Ещё недавно старых генералов, арестованных у себя дома, в чрезвычайках избивали и рубили шашками, но теперь времена изменились. Расстрелы без суда ещё продолжались, однако их жертвами становились отныне люди безвестные. Такие, как Унгерн, должны были почувствовать на себе и продемонстрировать другим неумолимую справедливость революционного закона. Барона не только не оскорбляли, напротив – оказывали всяческие знаки внимания, тем самым подчёркивая могущество режима, которому нет нужды унижать побеждённого врага. Более того, победителям хотелось поразить его блеском новой власти, разумностью построенного ею порядка. Этот пленник возвышал их в собственных глазах. Прежние победы Унгерна над китайцами доказывали силу тех, кто победил его теперь, его зверства оттеняли их относительную мягкость. Но были и чувства чисто человеческие, понятные. Как профессионалы-военные они уважали в нём достойного и храброго противника и в то же время, будучи людьми молодыми, не прочь были пофорсить перед ним, пустить ему пыль в глаза.
Пленного барона хорошо кормили, приносили газеты, по железной дороге перевозили в отдельном пульмановском вагоне.
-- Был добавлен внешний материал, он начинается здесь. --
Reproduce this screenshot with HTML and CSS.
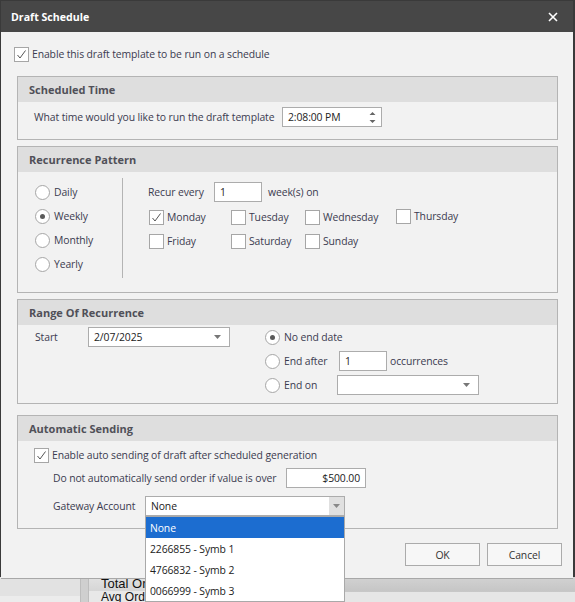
FILE: index.html
```html
<!DOCTYPE html>
<html>
<head>
<meta charset="utf-8">
<link rel="stylesheet" href="styles.css">
</head>
<body>
<div class="app">
  <div class="app-top"></div>
  <div class="app-bottom">
    <div class="app-side"></div>
    <div class="app-panel">
      <div class="app-text">Total Ord</div>
      <div class="app-text second">Avg Ord</div>
    </div>
    <div class="app-rest"></div>
  </div>
</div>

<div class="dialog">
  <div class="titlebar">
    <span class="title">Draft Schedule</span>
    <svg class="close" width="10" height="10" viewBox="0 0 10 10"><path d="M1 1L9 9M9 1L1 9" stroke="#fff" stroke-width="1.6"/></svg>
  </div>
  <div class="dlg-body">
    <div class="chk-row top-row">
      <span class="box"><svg width="13" height="13" viewBox="0 0 13 13"><path d="M2.5 7L5 10L10.5 2.5" fill="none" stroke="#555" stroke-width="1"/></svg></span>
      <span>Enable this draft template to be run on a schedule</span>
    </div>

    <section class="group g-time">
      <div class="group-head">Scheduled Time</div>
      <div class="group-body time-body">
        <span class="time-lbl">What time would you like to run the draft template</span>
        <div class="field spin">
          <span>2:08:00 PM</span>
          <svg width="7" height="13" viewBox="0 0 7 13"><path d="M0.5 4L3.5 1L6.5 4Z M0.5 9L3.5 12L6.5 9Z" fill="#666"/></svg>
        </div>
      </div>
    </section>

    <section class="group g-rec">
      <div class="group-head">Recurrence Pattern</div>
      <div class="group-body rec-body">
        <div class="rec-left">
          <div class="radio-row"><span class="radio"></span><span>Daily</span></div>
          <div class="radio-row"><span class="radio on"></span><span>Weekly</span></div>
          <div class="radio-row"><span class="radio"></span><span>Monthly</span></div>
          <div class="radio-row"><span class="radio"></span><span>Yearly</span></div>
        </div>
        <div class="rec-right">
          <div class="recur-row">
            <span>Recur every</span>
            <div class="field num">1</div>
            <span>week(s) on</span>
          </div>
          <div class="days">
            <div class="chk-row"><span class="box"><svg width="13" height="13" viewBox="0 0 13 13"><path d="M2.5 7L5 10L10.5 2.5" fill="none" stroke="#555" stroke-width="1"/></svg></span><span>Monday</span></div>
            <div class="chk-row"><span class="box"></span><span>Tuesday</span></div>
            <div class="chk-row"><span class="box"></span><span>Wednesday</span></div>
            <div class="chk-row thu"><span class="box"></span><span>Thursday</span></div>
            <div class="chk-row"><span class="box"></span><span>Friday</span></div>
            <div class="chk-row"><span class="box"></span><span>Saturday</span></div>
            <div class="chk-row"><span class="box"></span><span>Sunday</span></div>
          </div>
        </div>
      </div>
    </section>

    <section class="group g-range">
      <div class="group-head">Range Of Recurrence</div>
      <div class="group-body range-body">
        <div class="range-left">
          <span class="start-lbl">Start</span>
          <div class="field combo date">
            <span>2/07/2025</span>
            <svg width="7" height="4" viewBox="0 0 7 4"><path d="M0 0H7L3.5 4Z" fill="#777"/></svg>
          </div>
        </div>
        <div class="range-right">
          <div class="radio-row"><span class="radio on"></span><span>No end date</span></div>
          <div class="radio-row"><span class="radio"></span><span class="rlbl">End after</span><div class="field num">1</div><span class="occ">occurrences</span></div>
          <div class="radio-row"><span class="radio"></span><span class="rlbl end-on">End on</span>
            <div class="field combo endon">
              <span></span>
              <svg width="7" height="4" viewBox="0 0 7 4"><path d="M0 0H7L3.5 4Z" fill="#777"/></svg>
            </div>
          </div>
        </div>
      </div>
    </section>

    <section class="group g-auto">
      <div class="group-head">Automatic Sending</div>
      <div class="group-body auto-body">
        <div class="chk-row">
          <span class="box"><svg width="13" height="13" viewBox="0 0 13 13"><path d="M2.5 7L5 10L10.5 2.5" fill="none" stroke="#555" stroke-width="1"/></svg></span>
          <span>Enable auto sending of draft after scheduled generation</span>
        </div>
        <div class="auto-row value-row">
          <span>Do not automatically send order if value is over</span>
          <div class="field money">$500.00</div>
        </div>
        <div class="auto-row gw-row">
          <span>Gateway Account</span>
          <div class="field combo gw">
            <span>None</span>
            <span class="dd-btn"><svg width="7" height="4" viewBox="0 0 7 4"><path d="M0 0H7L3.5 4Z" fill="#888"/></svg></span>
          </div>
        </div>
      </div>
    </section>

    <div class="buttons">
      <div class="btn">OK</div>
      <div class="btn">Cancel</div>
    </div>
  </div>

  <div class="dropdown">
    <div class="item sel">None</div>
    <div class="item">2266855 - Symb 1</div>
    <div class="item">4766832 - Symb 2</div>
    <div class="item">0066999 - Symb 3</div>
  </div>
</div>
</body>
</html>
```

FILE: styles.css
```css
html, body {
  margin: 0;
  padding: 0;
}
body {
  width: 575px;
  height: 602px;
  overflow: hidden;
  position: relative;
  background: #d4d4d4;
  font-family: "Open Sans", "Noto Sans", sans-serif;
  font-size: 10.4px;
  letter-spacing: -0.1px;
  color: #3b3b50;
}

/* background application */
.app {
  width: 575px;
  height: 602px;
  display: flex;
  flex-direction: column;
  overflow: hidden;
}
.app-top {
  flex: none;
  height: 577px;
  background: #3a3a3a;
}
.app-bottom {
  flex: none;
  height: 25px;
  display: flex;
  background: #cfcfcf;
}
.app-side {
  width: 80px;
  background: #e2e2e2;
  border-right: 1px solid #bdbdbd;
  box-shadow: inset 0 -6px 0 #ececec;
}
.app-panel {
  margin-left: 7px;
  border-left: 1px solid #bdbdbd;
  width: 45px;
  background: linear-gradient(#e2e2e2, #d6d6d6 55%, #e8e8e8 56%, #e8e8e8);
  padding: 0 0 0 12px;
}
.app-rest {
  flex: 1;
  background: linear-gradient(#d2d2d2, #c6c6c6 55%, #a9a9a9 56%, #e6e6e6 60%, #e6e6e6);
}
.app-text {
  font-family: "Liberation Sans", Arial, sans-serif;
  font-size: 13px;
  letter-spacing: 0;
  color: #111;
  line-height: 13px;
  margin-top: 0;
  white-space: nowrap;
}
.app-text.second {
  margin-top: 2px;
  font-size: 12px;
  line-height: 10px;
}

/* dialog */
.dialog {
  position: absolute;
  left: 1px;
  top: 1px;
  width: 572px;
  height: 577px;
  background: #f2f2f2;
  box-shadow: 0 1px 0 #a8a8a8;
}
.titlebar {
  height: 31px;
  background: #474747;
  color: #fff;
  display: flex;
  align-items: center;
  justify-content: space-between;
  padding: 0 15px 0 10px;
}
.title {
  font-weight: 700;
  font-size: 10.6px;
  letter-spacing: 0;
}
.dlg-body {
  padding: 0 15px 0 13px;
}

.chk-row {
  display: flex;
  align-items: center;
  gap: 3px;
  height: 16px;
  white-space: nowrap;
}
.box {
  width: 13px;
  height: 13px;
  border: 1px solid #a6a6a6;
  background: #fff;
  flex: none;
  display: flex;
}
.top-row {
  margin-top: 14px;
}

.group {
  margin-left: 3px;
  width: 539px;
  border: 1px solid #b4b4b4;
}
.group-head {
  height: 25px;
  background: #dedede;
  font-weight: 700;
  font-size: 11px;
  letter-spacing: 0;
  color: #505058;
  display: flex;
  align-items: center;
  padding-left: 11px;
}
.field {
  background: #fff;
  border: 1px solid #acacac;
  height: 18px;
  box-sizing: content-box;
  display: flex;
  align-items: center;
  padding: 0 5px;
  color: #222;
  flex: none;
}

/* scheduled time */
.g-time {
  margin-top: 14px;
}
.time-body {
  height: 37px;
  box-sizing: border-box;
  padding: 5px 0 0 16px;
  display: flex;
  align-items: flex-start;
}
.time-lbl {
  width: 248px;
  line-height: 20px;
  white-space: nowrap;
}
.spin {
  width: 88px;
  justify-content: space-between;
}

/* recurrence */
.g-rec {
  margin-top: 6px;
}
.rec-body {
  height: 120px;
  display: flex;
  align-items: flex-start;
  padding-top: 6px;
  box-sizing: border-box;
}
.rec-left {
  width: 87px;
  padding-left: 17px;
  padding-top: 2px;
  height: 98px;
  border-right: 1px solid #b4b4b4;
}
.rec-left .radio-row {
  height: 24px;
}
.radio-row {
  display: flex;
  align-items: center;
  gap: 4px;
  white-space: nowrap;
}
.radio {
  width: 13px;
  height: 13px;
  border: 1px solid #a6a6a6;
  border-radius: 50%;
  background: #fff;
  flex: none;
  display: flex;
  align-items: center;
  justify-content: center;
}
.radio.on::after {
  content: "";
  width: 5px;
  height: 5px;
  border-radius: 50%;
  background: #5a5a5a;
}
.rec-right {
  padding-left: 25px;
  padding-top: 4px;
}
.recur-row {
  display: flex;
  align-items: center;
  gap: 6px;
  height: 20px;
}
.recur-row > span:first-child {
  width: 60px;
}
.num {
  width: 36px;
}
.days {
  margin-top: 7px;
  margin-left: 1px;
  display: grid;
  grid-template-columns: 82px 74px 91px auto;
  row-gap: 8px;
}
.thu {
  position: relative;
  top: -1px;
}

/* range */
.g-range {
  margin-top: 6px;
}
.range-body {
  height: 78px;
  box-sizing: border-box;
  padding-top: 2px;
  display: flex;
  align-items: flex-start;
}
.range-left {
  width: 230px;
  padding-left: 17px;
  display: flex;
  align-items: center;
  height: 20px;
}
.start-lbl {
  width: 53px;
}
.combo {
  justify-content: space-between;
  padding-right: 8px;
}
.date {
  width: 127px;
}
.range-right {
  display: flex;
  flex-direction: column;
  gap: 4px;
}
.range-right .radio-row {
  height: 20px;
}
.rlbl {
  width: 51px;
}
.end-on {
  width: 49px;
}
.occ {
  margin-left: -1px;
}
.endon {
  width: 127px;
}

/* automatic sending */
.g-auto {
  margin-top: 11px;
}
.auto-body {
  height: 87px;
  box-sizing: border-box;
  padding: 6px 0 0 16px;
}
.auto-row {
  display: flex;
  align-items: center;
  height: 20px;
  padding-left: 19px;
  white-space: nowrap;
}
.value-row {
  margin-top: 5px;
}
.value-row span {
  width: 233px;
}
.money {
  width: 68px;
  justify-content: flex-end;
}
.gw-row {
  margin-top: 8px;
}
.gw-row > span {
  width: 92px;
}
.gw {
  width: 193px;
  padding-right: 0;
}
.dd-btn {
  width: 15px;
  height: 18px;
  background: #e0e0e0;
  display: flex;
  align-items: center;
  justify-content: center;
}

/* buttons */
.buttons {
  margin-top: 14px;
  display: flex;
  justify-content: flex-end;
  gap: 7px;
  margin-right: -4px;
}
.btn {
  width: 73px;
  height: 21px;
  border: 1px solid #ababab;
  background: #f7f7f7;
  display: flex;
  align-items: center;
  justify-content: center;
  color: #333;
}

/* dropdown list */
.dropdown {
  position: absolute;
  left: 144px;
  top: 515px;
  width: 198px;
  border: 1px solid #a9a9a9;
  background: #fff;
  color: #222;
}
.item {
  height: 21px;
  display: flex;
  align-items: center;
  padding-left: 4px;
}
.item.sel {
  background: #1c6dd0;
  color: #fff;
}
```
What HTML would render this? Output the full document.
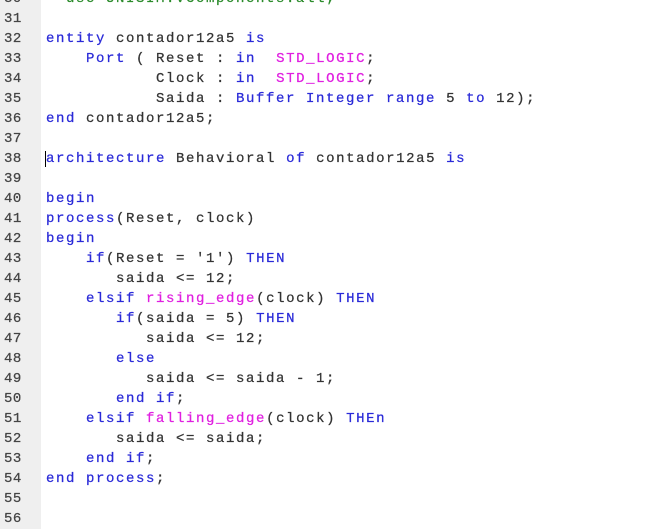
<!DOCTYPE html>
<html><head><meta charset="utf-8"><style>
html,body{margin:0;padding:0;background:#fff;width:665px;height:529px;overflow:hidden}
.g{position:absolute;left:0;top:0;width:41px;height:529px;background:#efefef}
.c{position:absolute;left:0;top:-11px;width:665px;font-family:"Liberation Mono",monospace;font-size:14px;letter-spacing:1.6px;line-height:20px;color:#333;-webkit-text-stroke:0.25px}
.l{height:20px;position:relative}
.n{position:absolute;left:4px;width:36px;color:#444;letter-spacing:0.5px}
.t{position:absolute;left:46px;white-space:pre}
.k{color:#2a2ad8}
.m{color:#e020e0}
.cm{color:#2a8a2a}
.cur{position:absolute;left:45px;top:2px;width:1px;height:16px;background:#000}
</style></head><body>
<div class="g"></div>
<div class="c">
<div class="l"><span class="n">30</span><span class="t cm">--use UNISIM.VComponents.all;</span></div>
<div class="l"><span class="n">31</span></div>
<div class="l"><span class="n">32</span><span class="t"><span class="k">entity</span> contador12a5 <span class="k">is</span></span></div>
<div class="l"><span class="n">33</span><span class="t">    <span class="k">Port</span> ( Reset : <span class="k">in</span>  <span class="m">STD_LOGIC</span>;</span></div>
<div class="l"><span class="n">34</span><span class="t">           Clock : <span class="k">in</span>  <span class="m">STD_LOGIC</span>;</span></div>
<div class="l"><span class="n">35</span><span class="t">           Saida : <span class="k">Buffer Integer range</span> 5 <span class="k">to</span> 12);</span></div>
<div class="l"><span class="n">36</span><span class="t"><span class="k">end</span> contador12a5;</span></div>
<div class="l"><span class="n">37</span></div>
<div class="l"><span class="n">38</span><span class="cur"></span><span class="t"><span class="k">architecture</span> Behavioral <span class="k">of</span> contador12a5 <span class="k">is</span></span></div>
<div class="l"><span class="n">39</span></div>
<div class="l"><span class="n">40</span><span class="t"><span class="k">begin</span></span></div>
<div class="l"><span class="n">41</span><span class="t"><span class="k">process</span>(Reset, clock)</span></div>
<div class="l"><span class="n">42</span><span class="t"><span class="k">begin</span></span></div>
<div class="l"><span class="n">43</span><span class="t">    <span class="k">if</span>(Reset = '1') <span class="k">THEN</span></span></div>
<div class="l"><span class="n">44</span><span class="t">       saida &lt;= 12;</span></div>
<div class="l"><span class="n">45</span><span class="t">    <span class="k">elsif</span> <span class="m">rising_edge</span>(clock) <span class="k">THEN</span></span></div>
<div class="l"><span class="n">46</span><span class="t">       <span class="k">if</span>(saida = 5) <span class="k">THEN</span></span></div>
<div class="l"><span class="n">47</span><span class="t">          saida &lt;= 12;</span></div>
<div class="l"><span class="n">48</span><span class="t">       <span class="k">else</span></span></div>
<div class="l"><span class="n">49</span><span class="t">          saida &lt;= saida - 1;</span></div>
<div class="l"><span class="n">50</span><span class="t">       <span class="k">end if</span>;</span></div>
<div class="l"><span class="n">51</span><span class="t">    <span class="k">elsif</span> <span class="m">falling_edge</span>(clock) <span class="k">THEn</span></span></div>
<div class="l"><span class="n">52</span><span class="t">       saida &lt;= saida;</span></div>
<div class="l"><span class="n">53</span><span class="t">    <span class="k">end if</span>;</span></div>
<div class="l"><span class="n">54</span><span class="t"><span class="k">end process</span>;</span></div>
<div class="l"><span class="n">55</span></div>
<div class="l"><span class="n">56</span></div>
</div>
</body></html>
Им гордились и не прятали, а наоборот – выставляли напоказ. В Иркутске, пишет Першин, его «всюду возили на автомобиле, точно хвастаясь, показывали ему ряд советских присутственных мест, где заведённая бюрократическая машина работала полным ходом». В общем-то, больше и нечем было его удивить. Унгерн будто бы «на всё с любопытством смотрел», но не восхищался и, намекая на засилье евреев, выходя из такого рода учреждений, «резко и громко» говорил: «Чесноком сильно пахнет…»
Об этом с удовольствием рассказывали русские беженцы в Монголии и Китае, но писатель Владимир Заварзин, будущий автор романа «Два мира», а в то время редактор газеты «Красный стрелок» при политуправлении 5-й армии, лично присутствовал на одном из допросов Унгерна в Иркутске и нарисовал несколько иной его образ этих дней: «Он сидит в низком мягком кресле, закинув ногу на ногу. Курит папиросы, любезно предоставленные ему врагами. Отхлёбывает чай из стакана в массивном подстаканнике… Ведь это совсем обиженный Богом и людьми человек! Забитый, улыбающийся кроткой виноватой улыбкой. Какой он жалкий! Но это только кажется. Это смерть, держащая его уже за отвороты княжеского халата. Это она своей близостью обратила волка в ягнёнка…»
Не случайно, подчёркивает Заварзин, упирая на символичность подмеченной им детали, усы Унгерна концами опущены вниз, а у того, кто ведёт допрос, они «задорно топорщатся вверх». Все эти наштакоры и начпоармы полны витальной силы, а у барона «сухая тонкая рука скелета с длинными пальцами и плоскими жёлтыми ногтями с траурной каёмочкой», он просительно тянется к коробке с дорогими папиросами, каких ему не доводилось курить, и на вопрос можно ли его сфотографировать, отвечает с любезностью едва ли не подобострастной: «Пожалуйста, пожалуйста, хоть со всех сторон».
Само собой, Заварзин увидел именно то, что хотел, а написал ещё более того, что сумел увидеть. Впрочем, в наблюдательности ему отказать нельзя. По протоколам тоже заметно, что Унгерн испытывал не только понятную в его положении подавленность, но и своеобразное уважение к своим победителям, которые оказались вовсе не такими, какими он их себе представлял. За неожиданно джентльменское с собой обращение барон платил полной откровенностью, делал комплименты тем, кому сам же сулил «смертную казнь разных степеней», и в конце концов даже начал давать им советы относительно того, как лучше пересечь Гоби при неизбежном, по его мнению, походе Красной Армии на Северный Китай в союзе с революционным Южным. Заявив, что ему «теперь уже всё равно, дело его кончено», Унгерн советовал идти через Гоби не летом, а зимой, причём двигаться «мелкими частями с большими дистанциями, чтобы лошади могли добывать себе достаточно корму, так как корма зимой там имеются, а воду вполне заменяет снег; летом же Гоби непроходима ввиду полного отсутствия воды».